I fully support the idea that libraries should reconsider their attitude towards discovery tools, but I would like to stress that they should do so with a much broader perspective than just the traditional library responsibility of providing access to scholarly publications. Libraries must not throw away the baby with the bathwater. They should realise that a discovery tool can be used as a platform for presenting connected scholarly information, for instance publications with related research project information and research datasets, based on linked open data principles. You could call this the “poor person’s linked open data platform”, because the library has already paid the license fee for the discovery platform, and it does not have to spend a lot of extra money on additional linked open data tools and facilities.
Of course this presupposes a number of things: the content to be connected should have identifiers, preferably in the form of URIs, and should be openly available for reuse, preferably via RDF. The discovery tools should be able to process URIs and RDF and present the resolved content in their user interfaces. We all know that this is not the case yet. Long term strategies are needed.
Content providers must be convinced of the added value of adding identifiers and URIs to their metadata and providing RDF entry points. In the case of publishers of scholarly publications this means identifiers/URIs for the publications themselves, but also for authors, contributors, organisations, related research projects and datasets. A number of international associations and initiatives are already active in lobbying for these developments: OpenAIRE, Research Data Alliance, DataCite, the W3C Research Object for Scholarly Communication Community Group, etc. Universities themselves can contribute by adding URIs and RDF to their own institutional repositories and research information systems. Some universities are implementing special tools for providing integrated views on research information based on linked data, such as VIVO.
There are also many other interesting data sources that can be used to integrate information in discovery tools, for instance in the government and cultural heritage domain. Many institutions in these areas already provide linked open data entry points.
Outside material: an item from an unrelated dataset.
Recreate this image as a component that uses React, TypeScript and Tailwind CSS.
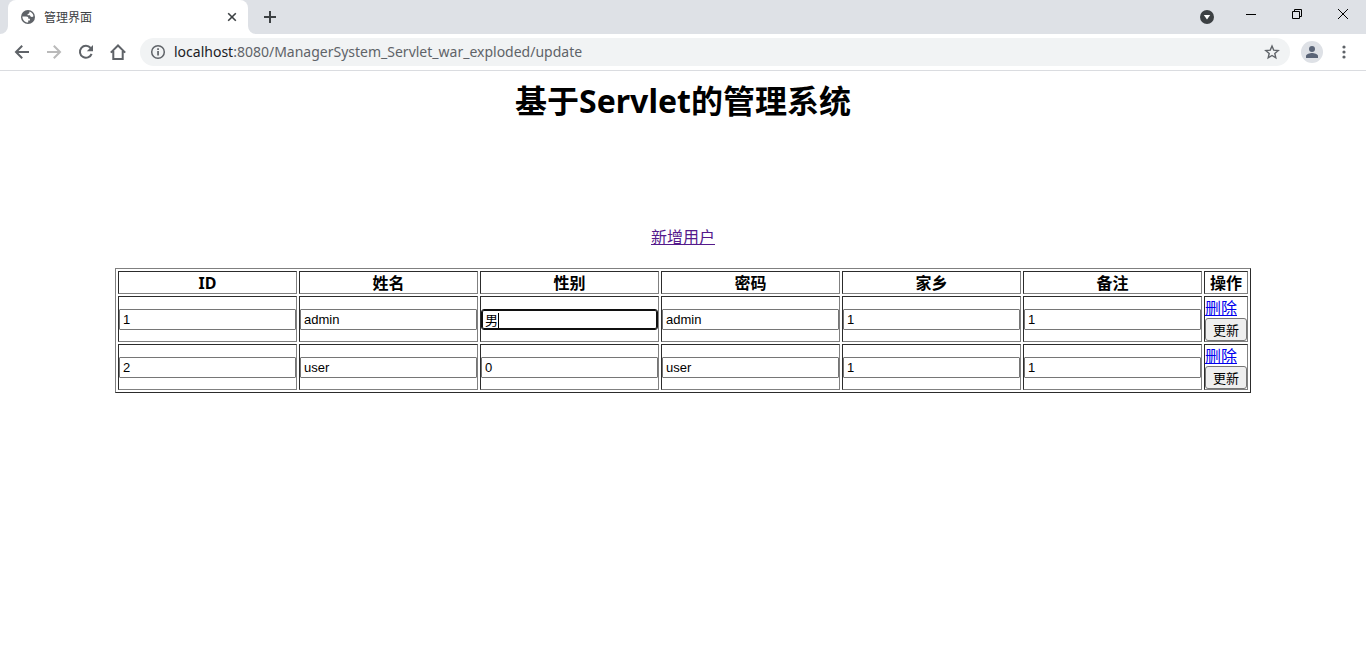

And then there is WikiPedia with its linked open data interface DBpedia.
On the other side of the scale discovery tool providers must be convinced of the added value of providing procedures for resolving URIs and processing RDF in order to integrate information from internal and external data sources into new knowledge. I don’t know of any plans for implementing linked open data features in any of the main commercial or open source discovery tools, except for Ex Libris’ Primo. OCLC provides a linked data section for each WorldCat search result, but that is mainly focused on publishing their own bibliographic metadata in linked data format, using links to external subject and author authority files. This is a positive development, but it’s not consumption and reuse of external information in order to create new integrated knowledge beyond the bibliographic domain.
With the joint IGeLU/ELUNA Linked Open Data Special Interest Working Group the independent Ex Libris user groups have been communicating with Ex Libris strategy and technology management on the best ways to implement much needed linked open data features in their products. The Primo discovery tool (with the Primo Central shared metadata index) is one of the main platforms in focus. Ex Libris is very keen on getting actual use cases and scenarios in order to identify priorities in going forward. We have been providing these for some time now through publications, presentations at user group conferences, monthly calls and face to face meetings. Ex Libris is also exploring best practices for the technical infrastructure to be used and is planning pilots with selected customers.
The Austrian national library service OBVSG for instance has integrated WikiPedia/DBpedia information about authors in their Primo results.
The Saxon State and University Library Dresden (SLUB) has implemented a multilingual semantic search tool for subjects based on DBpedia in their Primo installation.
At the University of Amsterdam I have been experimenting myself with linking publications from our Institutional Repository (UvA DARE) in Primo with related research project information. This has for now resulted in adding extra external links to that information in the Dutch National Research portal NARCIS, because NARCIS doesn’t provide RDF yet. We are communicating with DANS, the NARCIS provider, about extending their linked open data features for this purpose.
Of course all these local implementations can serve as use cases for discovery tool providers.
I have only talked about the options of using discovery tools as a platform for consuming, reusing and presenting external linked open data, but I can imagine that a discovery tool can also be used as a platform for publishing linked open data. It shouldn’t be too hard to add extra RDF options besides the existing HTML and internal record format output formats. That way libraries could have a full linked open data consumption and publishing workbench at their disposal at minimal cost. Library discovery tools would from then on be known as information discovery tools.